Raylan being hot sh*t. The sexy stuff of how hot Raylan is in present day feels forced. Why is every woman in Detroit lusting after him? I mean truthfully if I saw Timothy Olyphant in person, IRL, this could very well be an outcome because seeing actors IRL tends to have this effect where you recognize just how truly un-real they are beauty standard-wise, but on screen it’s not really flying.
The father-daughter storyline. I’m not invested in the fraught and fractious relationship between Raylan and his teenage daughter Willa. She should not be tagging along on his very dangerous marshal job with a known and highly violent psychopath. This isn’t a day at the office with a parent. When Raylan finally does the parent thing of telling Willa she needs to go to her mom’s, the delivery sucked, yes, but the intent was right. And when Willa goes on the plane back to Tampa to her mom, I was doing a happy dance. This show is adults only. Something tells me she’ll be back though.
Willa’s squeaky, whispery breathless voice that sounds like a little girl. Here, you listen. If you start the video at 1:25, and you will get the gist.
And until, next time…
But wait…
Why is Sandy Stanton, Clement’s side piece and the Bonnie to his Clyde, living in Del Weems’ penthouse with Clement? If you recall it’s also Del’s Range Rover that Clement was driving when he offed the judge and the informant. When asked his whereabouts, Sandy tells the Verizon detective and Raylan that Del is out of town. Who is Weems and is Sandy really married to him? Have they offed him too? I’m suspicious as I don’t see Del Weems in the cast on IMDB. Thoughts?
Do you all think Willa will be back in future episodes? My theory is either she will be kidnapped again by Clement, but then again no because anything with a whisper of technology, will be out of the Wildman’s wheelhouse. Again, in this episode, Clement has a clueless moment where he expects there to be gold bars or cash in the Albanian’s safe and gets violent when he sees and hears there’s nothing. “Venmo?” the Albanian responds when Clement asks him where all the cash is. I mean seriously get this guy a cybercrimes book. How can he be an effective money-stealing criminal in 2023 without some clue of how to work online transactions? I can’t wait to find out that Del Weems’ fortune is tied up in bitcoin in the next episode. Oh boy…

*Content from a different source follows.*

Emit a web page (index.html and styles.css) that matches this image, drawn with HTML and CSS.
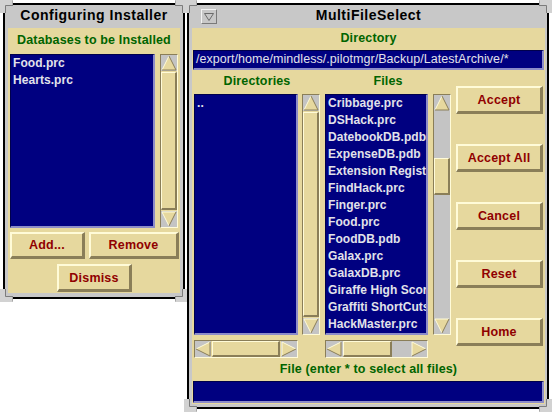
FILE: index.html
```html
<!DOCTYPE html>
<html>
<head>
<meta charset="utf-8">
<link rel="stylesheet" href="styles.css">
</head>
<body>
<div class="desk">

  <div class="win win-install">
    <svg class="corner c-tl" width="13" height="13" viewBox="0 0 13 13"><polygon points="0,0 13,0 13,5 5,5 5,13 0,13" fill="#d2d2d2"/><polyline points="13,0.5 13,5.5 5.5,5.5 5.5,13" fill="none" stroke="#7c7c7c"/></svg>
    <svg class="corner c-tr" width="13" height="13" viewBox="0 0 13 13"><polygon points="0,0 13,0 13,5 5,5 5,13 0,13" fill="#d2d2d2"/><polyline points="13,0.5 13,5.5 5.5,5.5 5.5,13" fill="none" stroke="#7c7c7c"/></svg>
    <svg class="corner c-bl" width="13" height="13" viewBox="0 0 13 13"><polygon points="0,0 13,0 13,5 5,5 5,13 0,13" fill="#d2d2d2"/><polyline points="13,0.5 13,5.5 5.5,5.5 5.5,13" fill="none" stroke="#7c7c7c"/></svg>
    <svg class="corner c-br" width="13" height="13" viewBox="0 0 13 13"><polygon points="0,0 13,0 13,5 5,5 5,13 0,13" fill="#d2d2d2"/><polyline points="13,0.5 13,5.5 5.5,5.5 5.5,13" fill="none" stroke="#7c7c7c"/></svg>

    <div class="titlebar titlebar-install"><span class="title">Configuring Installer</span></div>
    <div class="body body-install">
      <div class="label label-db">Databases to be Installed</div>
      <div class="listrow-db">
        <div class="list list-db">
          <div class="item">Food.prc</div>
          <div class="item">Hearts.prc</div>
        </div>
        <div class="vscroll vscroll-db">
          <div class="arrow"><svg width="16" height="16" viewBox="0 0 16 16"><polygon points="8,1 15,15 1,15" fill="#e6d89e"/><polyline points="1,15 8,1" fill="none" stroke="#fffbd8"/><polyline points="8,1 15,15 1,15" fill="none" stroke="#8a7e58"/></svg></div>
          <div class="thumb thumb-full"></div>
          <div class="arrow"><svg width="16" height="16" viewBox="0 0 16 16"><polygon points="1,1 15,1 8,15" fill="#e6d89e"/><polyline points="8,15 1,1 15,1" fill="none" stroke="#fffbd8"/><polyline points="15,1 8,15" fill="none" stroke="#8a7e58"/></svg></div>
        </div>
      </div>
      <div class="btnrow-db">
        <div class="btn btn-add">Add...</div>
        <div class="btn btn-remove">Remove</div>
      </div>
      <div class="btnrow-dismiss">
        <div class="btn btn-dismiss">Dismiss</div>
      </div>
    </div>
  </div>

  <div class="win win-mfs">
    <svg class="corner c-tl" width="13" height="13" viewBox="0 0 13 13"><polygon points="0,0 13,0 13,5 5,5 5,13 0,13" fill="#d2d2d2"/><polyline points="13,0.5 13,5.5 5.5,5.5 5.5,13" fill="none" stroke="#7c7c7c"/></svg>
    <svg class="corner c-tr" width="13" height="13" viewBox="0 0 13 13"><polygon points="0,0 13,0 13,5 5,5 5,13 0,13" fill="#d2d2d2"/><polyline points="13,0.5 13,5.5 5.5,5.5 5.5,13" fill="none" stroke="#7c7c7c"/></svg>
    <svg class="corner c-bl" width="13" height="13" viewBox="0 0 13 13"><polygon points="0,0 13,0 13,5 5,5 5,13 0,13" fill="#d2d2d2"/><polyline points="13,0.5 13,5.5 5.5,5.5 5.5,13" fill="none" stroke="#7c7c7c"/></svg>
    <svg class="corner c-br" width="13" height="13" viewBox="0 0 13 13"><polygon points="0,0 13,0 13,5 5,5 5,13 0,13" fill="#d2d2d2"/><polyline points="13,0.5 13,5.5 5.5,5.5 5.5,13" fill="none" stroke="#7c7c7c"/></svg>

    <div class="titlebar titlebar-mfs">
      <div class="menubtn"><svg width="14" height="13" viewBox="0 0 14 13"><polygon points="2.5,3.5 11.5,3.5 7,10.5" fill="none" stroke="#6a6a6a"/></svg></div>
      <span class="title">MultiFileSelect</span>
      <div></div>
    </div>
    <div class="body body-mfs">
      <div class="label label-dir">Directory</div>
      <div class="field field-dir">/export/home/mindless/.pilotmgr/Backup/LatestArchive/*</div>

      <div class="mid">
        <div class="lists">
          <div class="colheads">
            <div class="label colhead">Directories</div>
            <div class="label colhead">Files</div>
          </div>
          <div class="listrow">
            <div class="list list-dirs">
              <div class="item">..</div>
            </div>
            <div class="vscroll">
              <div class="arrow"><svg width="16" height="16" viewBox="0 0 16 16"><polygon points="8,1 15,15 1,15" fill="#e6d89e"/><polyline points="1,15 8,1" fill="none" stroke="#fffbd8"/><polyline points="8,1 15,15 1,15" fill="none" stroke="#8a7e58"/></svg></div>
              <div class="thumb thumb-full"></div>
              <div class="arrow"><svg width="16" height="16" viewBox="0 0 16 16"><polygon points="1,1 15,1 8,15" fill="#e6d89e"/><polyline points="8,15 1,1 15,1" fill="none" stroke="#fffbd8"/><polyline points="15,1 8,15" fill="none" stroke="#8a7e58"/></svg></div>
            </div>
            <div class="list list-files">
              <div class="item">Cribbage.prc</div>
              <div class="item">DSHack.prc</div>
              <div class="item">DatebookDB.pdb</div>
              <div class="item">ExpenseDB.pdb</div>
              <div class="item">Extension Registry.prc</div>
              <div class="item">FindHack.prc</div>
              <div class="item">Finger.prc</div>
              <div class="item">Food.prc</div>
              <div class="item">FoodDB.pdb</div>
              <div class="item">Galax.prc</div>
              <div class="item">GalaxDB.prc</div>
              <div class="item">Giraffe High Scores.pdb</div>
              <div class="item">Graffiti ShortCuts.prc</div>
              <div class="item">HackMaster.prc</div>
            </div>
            <div class="vscroll vscroll-files">
              <div class="arrow"><svg width="16" height="16" viewBox="0 0 16 16"><polygon points="8,1 15,15 1,15" fill="#e6d89e"/><polyline points="1,15 8,1" fill="none" stroke="#fffbd8"/><polyline points="8,1 15,15 1,15" fill="none" stroke="#8a7e58"/></svg></div>
              <div class="track">
                <div class="thumb thumb-files"></div>
              </div>
              <div class="arrow"><svg width="16" height="16" viewBox="0 0 16 16"><polygon points="1,1 15,1 8,15" fill="#e6d89e"/><polyline points="8,15 1,1 15,1" fill="none" stroke="#fffbd8"/><polyline points="15,1 8,15" fill="none" stroke="#8a7e58"/></svg></div>
            </div>
          </div>
          <div class="hrow">
            <div class="hscroll hscroll-dirs">
              <div class="arrow"><svg width="16" height="16" viewBox="0 0 16 16"><polygon points="1,8 15,1 15,15" fill="#e6d89e"/><polyline points="1,8 15,1" fill="none" stroke="#fffbd8"/><polyline points="15,1 15,15 1,8" fill="none" stroke="#8a7e58"/></svg></div>
              <div class="thumb thumb-full"></div>
              <div class="arrow"><svg width="16" height="16" viewBox="0 0 16 16"><polygon points="1,1 15,8 1,15" fill="#e6d89e"/><polyline points="1,15 1,1 15,8" fill="none" stroke="#fffbd8"/><polyline points="15,8 1,15" fill="none" stroke="#8a7e58"/></svg></div>
            </div>
            <div class="hscroll hscroll-files">
              <div class="arrow"><svg width="16" height="16" viewBox="0 0 16 16"><polygon points="1,8 15,1 15,15" fill="#e6d89e"/><polyline points="1,8 15,1" fill="none" stroke="#fffbd8"/><polyline points="15,1 15,15 1,8" fill="none" stroke="#8a7e58"/></svg></div>
              <div class="htrack">
                <div class="thumb thumb-hfiles"></div>
              </div>
              <div class="arrow"><svg width="16" height="16" viewBox="0 0 16 16"><polygon points="1,1 15,8 1,15" fill="#e6d89e"/><polyline points="1,15 1,1 15,8" fill="none" stroke="#fffbd8"/><polyline points="15,8 1,15" fill="none" stroke="#8a7e58"/></svg></div>
            </div>
          </div>
        </div>
        <div class="buttons">
          <div class="btn btn-side">Accept</div>
          <div class="btn btn-side">Accept All</div>
          <div class="btn btn-side">Cancel</div>
          <div class="btn btn-side">Reset</div>
          <div class="btn btn-side">Home</div>
        </div>
      </div>

      <div class="label label-file">File (enter * to select all files)</div>
      <div class="field field-file"></div>
    </div>
  </div>

</div>
</body>
</html>
```

FILE: styles.css
```css
html, body {
  margin: 0;
  padding: 0;
  background: #ffffff;
}
body {
  width: 553px;
  height: 413px;
  overflow: hidden;
  font-family: "Liberation Sans", Arial, sans-serif;
}
.desk {
  position: relative;
  width: 553px;
  height: 413px;
}
.win {
  position: absolute;
  top: 3px;
  box-sizing: border-box;
  border: 2px solid #000000;
  background: #c8c8c8;
  display: flex;
  flex-direction: column;
}
.win-install {
  left: 3px;
  width: 182px;
  height: 296px;
  padding: 0 3px 4px 3px;
}
.win-mfs {
  left: 187px;
  width: 362px;
  height: 406px;
  padding: 0 2px 3px 3px;
}
.corner {
  position: absolute;
  display: block;
}
.c-tl { top: -5px; left: -5px; }
.c-tr { top: -5px; right: -5px; transform: scaleX(-1); }
.c-bl { bottom: -5px; left: -5px; transform: scaleY(-1); }
.c-br { bottom: -5px; right: -5px; transform: scale(-1, -1); }

.titlebar {
  box-sizing: border-box;
  height: 23px;
  padding-bottom: 3px;
  flex: none;
  font-weight: bold;
  font-size: 14px;
  letter-spacing: 0.5px;
  color: #000000;
}
.titlebar-install {
  display: flex;
  align-items: center;
  justify-content: center;
}
.titlebar-mfs {
  display: grid;
  grid-template-columns: 1fr auto 1fr;
  align-items: center;
}
.menubtn {
  justify-self: start;
  margin-left: 9px;
  margin-top: 3px;
  width: 14px;
  height: 13px;
  border: 1px solid;
  border-color: #f4f4f4 #7a7a7a #7a7a7a #f4f4f4;
  background: #c8c8c8;
}
.menubtn svg { display: block; }

.body {
  flex: 1;
  background: #e6d89e;
  display: flex;
  flex-direction: column;
}
.label {
  color: #006400;
  font-weight: bold;
  font-size: 12.5px;
  letter-spacing: 0.15px;
  text-align: center;
}
.label-db {
  height: 26px;
  line-height: 24px;
}

.list {
  box-sizing: border-box;
  background: #000080;
  border-style: solid;
  border-width: 1px 2px 2px 1px;
  border-color: #00004c #8c8cc8 #8c8cc8 #00004c;
  overflow: hidden;
  color: #e2e2ea;
  font-weight: bold;
  font-size: 12px;
  letter-spacing: 0.05px;
}
.item {
  height: 17px;
  line-height: 17px;
  padding-left: 2px;
  white-space: nowrap;
}

.listrow-db {
  display: flex;
  height: 174px;
  padding: 0 2px;
  gap: 5px;
}
.list-db { width: 145px; }

.vscroll {
  box-sizing: border-box;
  width: 18px;
  border: 1px solid;
  border-color: #8a7e58 #fffbd8 #fffbd8 #8a7e58;
  display: flex;
  flex-direction: column;
  background: #e6d89e;
}
.arrow {
  width: 16px;
  height: 16px;
  flex: none;
  background: #c4c4c4;
}
.arrow svg { display: block; }
.thumb {
  box-sizing: border-box;
  background: #e6d89e;
  border-style: solid;
  border-width: 1px 2px 2px 1px;
  border-color: #fffbd8 #8a7e58 #8a7e58 #fffbd8;
}
.vscroll .thumb-full { flex: 1; margin: 1px 0; }
.hscroll .thumb-full { flex: 1; margin: 0 1px; }

.track {
  flex: 1;
  background: #c4c4c4;
  display: flex;
  flex-direction: column;
}
.thumb-files {
  margin-top: 47px;
  height: 37px;
}

.btnrow-db {
  display: flex;
  margin-top: 4px;
  padding-left: 2px;
  gap: 4px;
  height: 27px;
}
.btn {
  box-sizing: border-box;
  background: #e6d89e;
  border-style: solid;
  border-width: 2px 3px 3px 2px;
  border-color: #fffbd8 #8a7e58 #8a7e58 #fffbd8;
  color: #900000;
  font-weight: bold;
  font-size: 12.5px;
  letter-spacing: 0.2px;
  display: flex;
  align-items: center;
  justify-content: center;
}
.btn-add { width: 75px; }
.btn-remove { width: 90px; }
.btnrow-dismiss {
  display: flex;
  justify-content: center;
  margin-top: 5px;
  height: 28px;
}
.btn-dismiss { width: 75px; margin-left: 1px; }

.label-dir {
  height: 22px;
  line-height: 20px;
}
.field {
  box-sizing: border-box;
  margin: 0 1px;
  background: #000080;
  border-style: solid;
  border-width: 1px 2px 2px 1px;
  border-color: #00004c #8c8cc8 #8c8cc8 #00004c;
  color: #e2e2ea;
  font-size: 12.5px;
  letter-spacing: 0.05px;
  white-space: nowrap;
  overflow: hidden;
}
.field-dir {
  height: 20px;
  line-height: 17px;
  padding-left: 2px;
}

.mid {
  display: flex;
  height: 288px;
}
.lists {
  display: flex;
  flex-direction: column;
  padding-left: 2px;
}
.colheads {
  display: flex;
  gap: 5px;
  height: 24px;
}
.colhead {
  width: 126px;
  line-height: 22px;
}
.listrow {
  display: flex;
  height: 241px;
}
.list-dirs { width: 104px; margin-right: 4px; }
.list-files { width: 103px; margin-left: 5px; margin-right: 5px; }

.hrow {
  display: flex;
  margin-top: 5px;
  height: 18px;
}
.hscroll {
  box-sizing: border-box;
  height: 18px;
  border: 1px solid;
  border-color: #8a7e58 #fffbd8 #fffbd8 #8a7e58;
  display: flex;
  background: #e6d89e;
}
.hscroll-dirs { width: 104px; margin-right: 27px; }
.hscroll-files { width: 103px; }
.htrack {
  flex: 1;
  background: #c4c4c4;
  display: flex;
}
.thumb-hfiles {
  margin-left: 1px;
  width: 49px;
}

.buttons {
  display: flex;
  flex-direction: column;
  margin-left: 5px;
  padding-top: 16px;
  gap: 30px;
}
.btn-side {
  width: 87px;
  height: 28px;
}

.label-file {
  height: 23px;
  line-height: 22px;
}
.field-file {
  height: 22px;
}
```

I do think the last episode will feature Raylan reunited with Willa and them taking a trip to Harlen. It better give me Boyd and Ava Crowder.
Okay, I've finally watched ep. 3. I don't know what car jacking you refer to; do you mean the car chase, bashing, shooting? I think he had no idea who he was tangling with and got lucky that it was the judge. Which is a pretty big "coincidence." It's stuff like this that would fit in my "not working" category. And I can't speak for other women, but I see nothing unbelievable about Raylan triggering sexual response in the ladies on the show.
Regarding Willa, I think she's not coming back. Or if she does, it'll be a quick thing, like an epilogue where he takes her to Nashville. She was pretty distracting and I'm glad he sent her home. I can turn the subtitles off again. I could barely understand anything she said. I get wanting to work with your daughter, but this was one decision that didn't work at all for me. Cool retro rock t-shirts though.
I am confused by the Del Weems' stuff too. I had forgotten that until you mentioned it. It would be strange if it never amounted to anything, so I think he'll return as a "mention" if he's not going to be an actual character.